Among the things indicating poor research are the following:

“…the special edition Edsel Bermuda, which came with a canvas canopy instead of a roof for use in Caribbean markets.” (Nope, that model never existed, and–in fact, “Bermuda” was just the name for the deluxe 4-door version of the Edsel wagon)

re: The Chevy Caprice, circa 1976-1990:…“sent reverberations from every bump or pothole to your clenched-in-anticipation buttocks”. (Actually, these cars had an incredibly smooth, posh ride. Yes, there were other problems, but a bone-jarring ride was not among them.)

re: The Chevy Citation: “Brake failure was rife. The hoses were fitted too tightly and the amount of flexing in the hydraulic system caused them to work loose, dramatically reducing stopping power.” (Yes, this car had many faults, but to the best of my knowledge, the statement about the hydraulic lines being fitted too tightly is bogus, and Citations were no more prone to brake failure than any other model.)

In regard to the 2-cycle models that he lists, he says things like, “the engine belched smoke and drank oil”. (Ummmm…that is exactly what a 2-cycle engine normally does, yet he seems to think that this was a unique defect of these models.)

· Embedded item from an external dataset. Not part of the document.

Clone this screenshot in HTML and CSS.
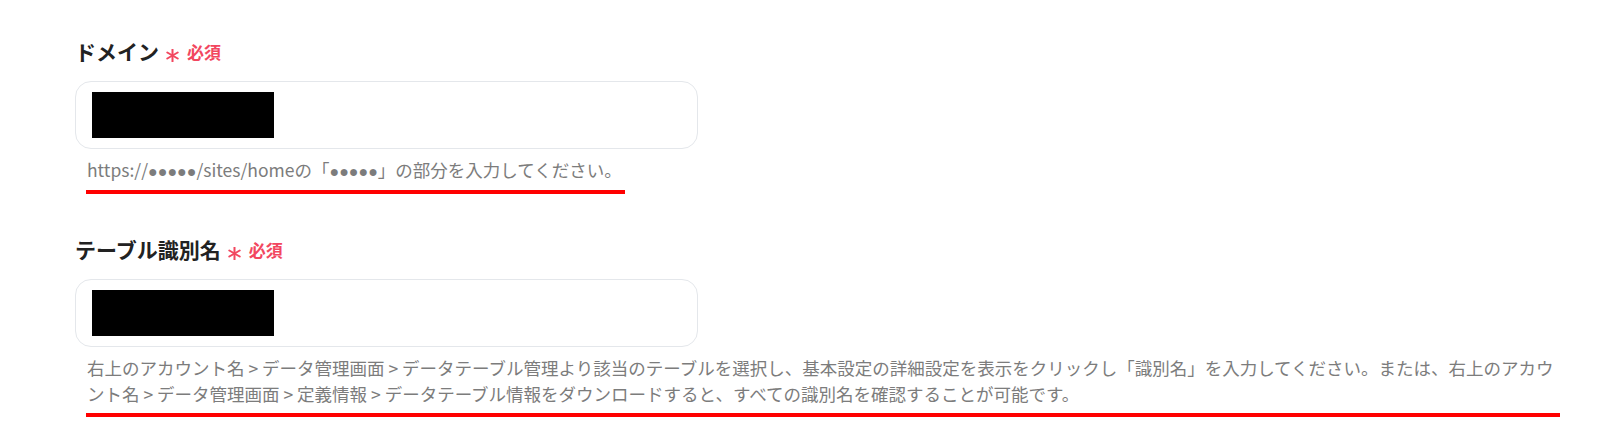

You can probably find this book for less than $15 at this point, and it is entertaining. Just be prepared to pull your hair out when you read some of his less-insightful comments.

Edited to add:
I see that Amazon has the book available for $9.99 (+ shipping), and I think it is interesting to note that almost all of the customer reviews that they posted about this book are of the same opinion as me, namely that they author seems to rely on rumors rather than actual facts, and that he apparently doesn’t really know very much about cars.

The book might be at the public library, too.

@VDCdriver It could be that title. I did not buy it, but bought a coffee in the bookshop and read it through quiclkly and put it back on the shelf. I do recall many inaccuracies.

A completely hilarious book called “You Are What You Drive” is a great social commentary. It came out about 20 years ago; I regret giving it away.

The typical Volvo couple are both PhDs and the only child is a prodigy. They wear natural fibres and were members of peace groups on campus. Husband avoided being drafted due to his great academic standing. He is a texbook publisher and likes classical music, I believe. Wife wears “sensible” shoes and avoids flashy hairdos.

Their biggest secret is that they were not members of Hasty Pudding while in college.

Their biggest fear is a busy signal on the LL Bean hotline!

The book has similar descriptions of Impla owners, Porsche drivers, guys with jacked up trucks, etc.